2) We need to prepare properly to receive
Holy Communion: We have tarnished God’s image within us through acts of
impurity, injustice, disobedience and the like. Hence, there is always
need for repentance, and a need for the sacramental confession of grave sins,
before we receive Holy Communion. We should remember the warning given by
St. Paul: "Whoever, therefore, eats the Bread or drinks the Cup of the
Lord in an unworthy manner will be answerable for the Body and Blood of the
Lord. Examine yourselves, and only then eat of the Bread and drink of the Cup.

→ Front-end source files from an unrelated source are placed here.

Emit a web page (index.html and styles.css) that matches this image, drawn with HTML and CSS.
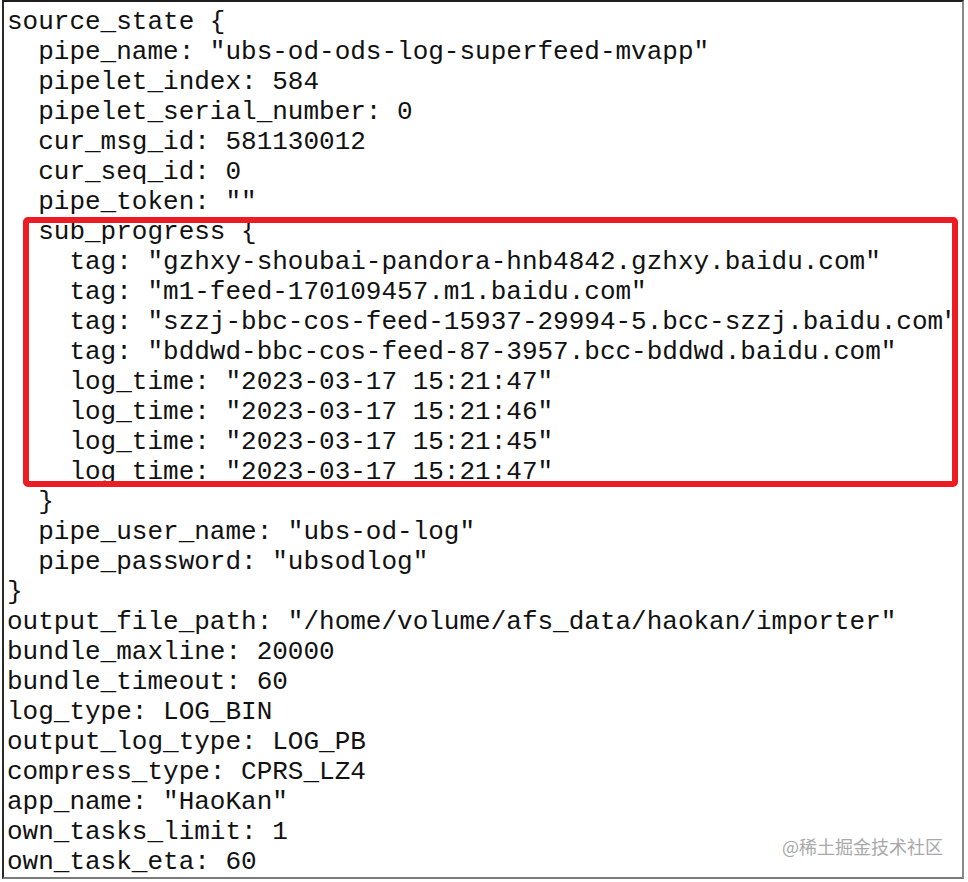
FILE: index.html
```html
<!DOCTYPE html>
<html lang="zh">
<head>
<meta charset="utf-8">
<title>source_state</title>
<link rel="stylesheet" href="styles.css">
</head>
<body>
<div class="frame">
<div class="code">
<div class="ln">source_state {</div>
<div class="ln">  pipe_name: "ubs-od-ods-log-superfeed-mvapp"</div>
<div class="ln">  pipelet_index: 584</div>
<div class="ln">  pipelet_serial_number: 0</div>
<div class="ln">  cur_msg_id: 581130012</div>
<div class="ln">  cur_seq_id: 0</div>
<div class="ln">  pipe_token: ""</div>
<div class="ln">  sub_progress {</div>
<div class="ln">    tag: "gzhxy-shoubai-pandora-hnb4842.gzhxy.baidu.com"</div>
<div class="ln">    tag: "m1-feed-170109457.m1.baidu.com"</div>
<div class="ln">    tag: "szzj-bbc-cos-feed-15937-29994-5.bcc-szzj.baidu.com"</div>
<div class="ln">    tag: "bddwd-bbc-cos-feed-87-3957.bcc-bddwd.baidu.com"</div>
<div class="ln">    log_time: "2023-03-17 15:21:47"</div>
<div class="ln">    log_time: "2023-03-17 15:21:46"</div>
<div class="ln">    log_time: "2023-03-17 15:21:45"</div>
<div class="ln">    log_time: "2023-03-17 15:21:47"</div>
<div class="ln">  }</div>
<div class="ln">  pipe_user_name: "ubs-od-log"</div>
<div class="ln">  pipe_password: "ubsodlog"</div>
<div class="ln">}</div>
<div class="ln">output_file_path: "/home/volume/afs_data/haokan/importer"</div>
<div class="ln">bundle_maxline: 20000</div>
<div class="ln">bundle_timeout: 60</div>
<div class="ln">log_type: LOG_BIN</div>
<div class="ln">output_log_type: LOG_PB</div>
<div class="ln">compress_type: CPRS_LZ4</div>
<div class="ln">app_name: "HaoKan"</div>
<div class="ln">own_tasks_limit: 1</div>
<div class="ln">own_task_eta: 60</div>
</div>
<div class="highlight"></div>
<div class="watermark">@稀土掘金技术社区</div>
</div>
</body>
</html>
```
FILE: styles.css
```css
html, body {
  margin: 0;
  padding: 0;
  background: #ffffff;
}

.frame {
  position: relative;
  box-sizing: border-box;
  width: 962px;
  height: 879px;
  margin-left: 2px;
  border-top: 2px solid #1e1e1e;
  border-left: 2px solid #2a2a2a;
  border-right: 2px solid #8a8a8a;
  border-bottom: 2px solid #7a7a7a;
  overflow: hidden;
  background: #ffffff;
}

.code {
  display: flex;
  flex-direction: column;
  align-items: flex-start;
  padding: 5px 0 0 3px;
  font-family: "Liberation Mono", "Courier New", monospace;
  font-size: 26px;
  line-height: 30px;
  color: #111111;
}

.ln {
  white-space: pre;
  width: max-content;
}

.highlight {
  position: absolute;
  left: 19px;
  top: 215px;
  width: 935px;
  height: 270px;
  box-sizing: border-box;
  border: 6px solid #ec1c24;
  border-radius: 5px;
}

.watermark {
  position: absolute;
  left: 778px;
  top: 833px;
  font-family: "Noto Sans CJK SC", "Noto Sans", sans-serif;
  font-size: 18px;
  line-height: 22px;
  color: #a8a8a8;
}
```
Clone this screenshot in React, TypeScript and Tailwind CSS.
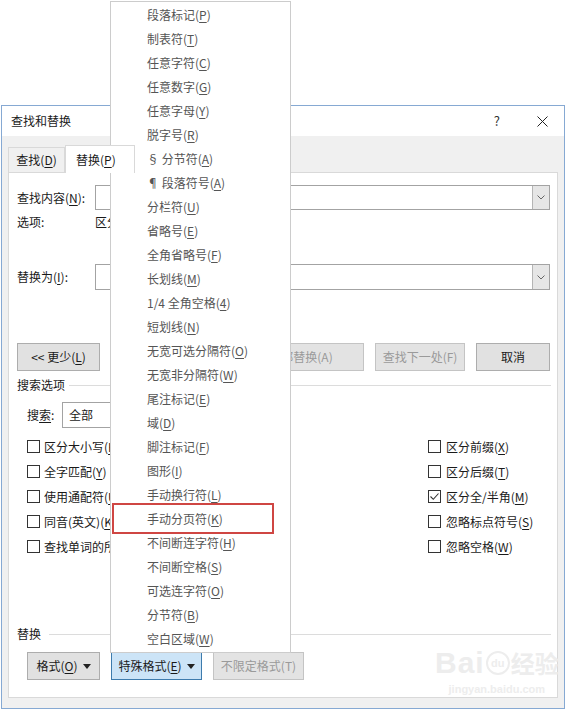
import React from "react";

const menuItems: [string, string][] = [
  ["段落标记", "P"],
  ["制表符", "T"],
  ["任意字符", "C"],
  ["任意数字", "G"],
  ["任意字母", "Y"],
  ["脱字号", "R"],
  ["§ 分节符", "A"],
  ["¶ 段落符号", "A"],
  ["分栏符", "U"],
  ["省略号", "E"],
  ["全角省略号", "F"],
  ["长划线", "M"],
  ["1/4 全角空格", "4"],
  ["短划线", "N"],
  ["无宽可选分隔符", "O"],
  ["无宽非分隔符", "W"],
  ["尾注标记", "E"],
  ["域", "D"],
  ["脚注标记", "F"],
  ["图形", "I"],
  ["手动换行符", "L"],
  ["手动分页符", "K"],
  ["不间断连字符", "H"],
  ["不间断空格", "S"],
  ["可选连字符", "O"],
  ["分节符", "B"],
  ["空白区域", "W"],
];

const leftChecks: [string, string][] = [
  ["区分大小写", "H"],
  ["全字匹配", "Y"],
  ["使用通配符", "U"],
  ["同音(英文)", "K"],
  ["查找单词的所有形式(英文)", "W"],
];

const rightChecks: [string, string, boolean][] = [
  ["区分前缀", "X", false],
  ["区分后缀", "T", false],
  ["区分全/半角", "M", true],
  ["忽略标点符号", "S", false],
  ["忽略空格", "W", false],
];

function Acc({ t, k }: { t: string; k: string }) {
  return (
    <>
      {t}(<span className="underline underline-offset-2">{k}</span>)
    </>
  );
}

function Combo({ h = "h-[25px]" }: { h?: string }) {
  return (
    <div className={`${h} w-[455px] border border-[#a3a3a3] bg-white flex justify-end`}>
      <div className="w-[17px] border-l border-[#b5b5b5] bg-[#e6e6e6] flex items-center justify-center">
        <svg width="8" height="5" viewBox="0 0 8 5">
          <path d="M0.5 0.5 L4 4 L7.5 0.5" fill="none" stroke="#666" strokeWidth="1" />
        </svg>
      </div>
    </div>
  );
}

function Btn({
  w,
  children,
  disabled,
  active,
}: {
  w: string;
  children: React.ReactNode;
  disabled?: boolean;
  active?: boolean;
}) {
  return (
    <div
      className={`${w} h-[28px] border flex items-center justify-center ${
        active
          ? "bg-[#cce4f7] border-[#3d7bad] text-[#1a1a1a]"
          : disabled
          ? "bg-[#e3e3e3] border-[#c4c4c4] text-[#9a9a9a]"
          : "bg-[#e1e1e1] border-[#adadad] text-[#1a1a1a]"
      }`}
    >
      {children}
    </div>
  );
}

function Caret() {
  return (
    <svg width="8" height="5" viewBox="0 0 8 5" className="ml-[5px]">
      <path d="M0 0 H8 L4 5 Z" fill="#222" />
    </svg>
  );
}

function CheckBox({ checked }: { checked?: boolean }) {
  return (
    <div className="shrink-0 w-[13px] h-[13px] border border-[#333] bg-white flex items-center justify-center">
      {checked && (
        <svg width="11" height="11" viewBox="0 0 11 11">
          <path d="M1.5 5.5 L4.3 8.3 L9.5 2.5" fill="none" stroke="#333" strokeWidth="1.1" />
        </svg>
      )}
    </div>
  );
}

export default function App() {
  return (
    <div className="relative w-[568px] h-[711px] overflow-hidden bg-white pt-[105px] pl-[1px] text-[12px] text-[#1a1a1a] font-['Microsoft_YaHei','Noto_Sans_CJK_SC',sans-serif]">
      {/* dialog */}
      <div className="w-[564px] h-[604px] border border-[#86a9d3] bg-[#f0f0f0] flex flex-col">
        <div className="h-[30px] bg-white flex items-center pl-[9px] pr-[16px]">
          <span>查找和替换</span>
          <span className="ml-auto text-[13px] text-[#333]">?</span>
          <svg width="11" height="11" viewBox="0 0 11 11" className="ml-[37px]">
            <path d="M0.5 0.5 L10.5 10.5 M10.5 0.5 L0.5 10.5" stroke="#222" strokeWidth="1" />
          </svg>
        </div>

        <div className="flex-1 px-[6px] pb-[10px] flex flex-col">
          <div className="h-[36px] flex items-end">
            <div className="h-[25px] w-[57px] border border-b-0 border-[#d9d9d9] bg-[#f0f0f0] flex items-center justify-center">
              <Acc t="查找" k="D" />
            </div>
            <div className="relative z-10 -mb-px h-[28px] w-[70px] border border-b-0 border-[#d9d9d9] bg-white flex items-center pl-[10px]">
              <Acc t="替换" k="P" />
            </div>
          </div>

          <div className="flex-1 border border-[#d9d9d9] bg-white flex flex-col pl-[8px] pr-[6px]">
            <div className="mt-[12px] flex items-center">
              <div className="w-[78px]">
                <Acc t="查找内容" k="N" />:
              </div>
              <Combo />
            </div>
            <div className="mt-[4px] h-[16px] flex items-center">
              <div className="w-[78px]">选项:</div>
              <div className="w-[15px] overflow-hidden whitespace-nowrap">区分全/半角</div>
            </div>
            <div className="mt-[34px] flex items-center">
              <div className="w-[78px]">
                <Acc t="替换为" k="I" />:
              </div>
              <Combo h="h-[26px]" />
            </div>

            <div className="mt-[53px] flex pr-[1px]">
              <Btn w="w-[83px]">
                {"<< "}
                <Acc t="更少" k="L" />
              </Btn>
              <div className="ml-auto flex gap-[11px]">
                <Btn w="w-[126px]" disabled>
                  全部替换(A)
                </Btn>
                <Btn w="w-[90px]" disabled>
                  查找下一处(F)
                </Btn>
                <Btn w="w-[74px]">取消</Btn>
              </div>
            </div>

            <div className="mt-[6px] h-[16px] flex items-center">
              <span>搜索选项</span>
              <div className="ml-[4px] flex-1 h-px bg-[#dcdcdc]" />
            </div>

            <div className="mt-[9px] pl-[10px] flex items-center">
              <div className="w-[35px]">
                搜<span className="underline underline-offset-2">索</span>:
              </div>
              <div className="h-[26px] w-[150px] border border-[#a3a3a3] flex items-center pl-[6px]">全部</div>
            </div>

            <div className="mt-[6px] pl-[10px] flex">
              <div className="w-[401px] flex flex-col">
                {leftChecks.map(([t, k]) => (
                  <div key={t} className="h-[25px] flex items-center gap-[4px]">
                    <CheckBox />
                    <span className="w-[66px] overflow-hidden whitespace-nowrap">
                      <Acc t={t} k={k} />
                    </span>
                  </div>
                ))}
              </div>
              <div className="flex flex-col">
                {rightChecks.map(([t, k, c]) => (
                  <div key={t} className="h-[25px] flex items-center gap-[5px]">
                    <CheckBox checked={c} />
                    <span>
                      <Acc t={t} k={k} />
                    </span>
                  </div>
                ))}
              </div>
            </div>

            <div className="mt-[67px] h-[16px] flex items-center">
              <span>替换</span>
              <div className="ml-[8px] flex-1 h-px bg-[#dcdcdc]" />
            </div>

            <div className="mt-[10px] pl-[10px] flex gap-[11px]">
              <Btn w="w-[73px]">
                <Acc t="格式" k="O" />
                <Caret />
              </Btn>
              <Btn w="w-[91px]" active>
                <Acc t="特殊格式" k="E" />
                <Caret />
              </Btn>
              <Btn w="w-[91px]" disabled>
                不限定格式(T)
              </Btn>
            </div>
          </div>
        </div>
      </div>

      {/* watermark */}
      <div className="absolute left-[435px] top-[648px] flex flex-col items-center text-[#ededed] font-['Liberation_Sans',sans-serif]">
        <div className="flex items-center leading-none">
          <span className="text-[30px] font-bold tracking-[1px]">Bai</span>
          <span className="mx-[1px] w-[24px] h-[24px] rounded-full border-2 border-[#ededed] text-[11px] font-bold flex items-center justify-center">
            du
          </span>
          <span className="text-[24px] font-bold font-['Noto_Sans_CJK_SC',sans-serif]">经验</span>
        </div>
        <span className="mt-[3px] text-[11px] font-bold">jingyan.baidu.com</span>
      </div>

      {/* special format menu */}
      <div className="absolute left-[110px] top-[1px] w-[181px] border border-[#cccccc] bg-white py-px text-[#555]">
        {menuItems.map(([t, k], i) => (
          <div key={i} className="h-[24px] flex items-center pl-[36px]">
            <span>
              <Acc t={t} k={k} />
            </span>
          </div>
        ))}
      </div>

      {/* highlight */}
      <div className="absolute left-[112px] top-[503px] w-[162px] h-[31px] border-2 border-[#cf4643]" />
    </div>
  );
}
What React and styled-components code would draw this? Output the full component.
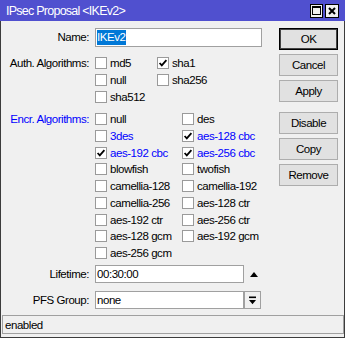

For all who eat and drink without discerning the Body, eat and drink judgment
against themselves." [1 Cor. 11:27-9]. Hence, let us receive Holy
Communion with fervent love and respect -- not merely as a matter of routine.
St. Paul is speaking also of the Mystical Body of Christ, i.e.,
the people of God gathered at the altar. Such a union, plainly, means that our
outward piety towards the consecrated Bread and Wine cannot coexist with
rudeness, unkindness, slander, cruelty, gossiping or any other breach of
charity toward our brothers and sisters.
3) Let us become Christ-bearers and
conveyers: By receiving Holy Communion we become Christ-bearers as Mary was,
with the duty of conveying Christ to others at home and in the workplace, as
love, mercy, forgiveness and humble and sacrificial service.
As we celebrate this great feast of faith,
let us worship what St. Thomas Aquinas did not hesitate to call, "the
greatest miracle that Christ ever worked on earth ...... My Body ........ My
Blood". Before the greatness of this mystery, let us exclaim with St.
Augustine, "O Sacrament of devotion! O Sign of unity! O Bond of
charity!" Let us also repeat St. Thomas Aquinas' prayer of devotion
in the presence of the Blessed Sacrament: "O Sacrament most holy! O
Sacrament divine! All praise and all thanksgiving be every moment Thine!"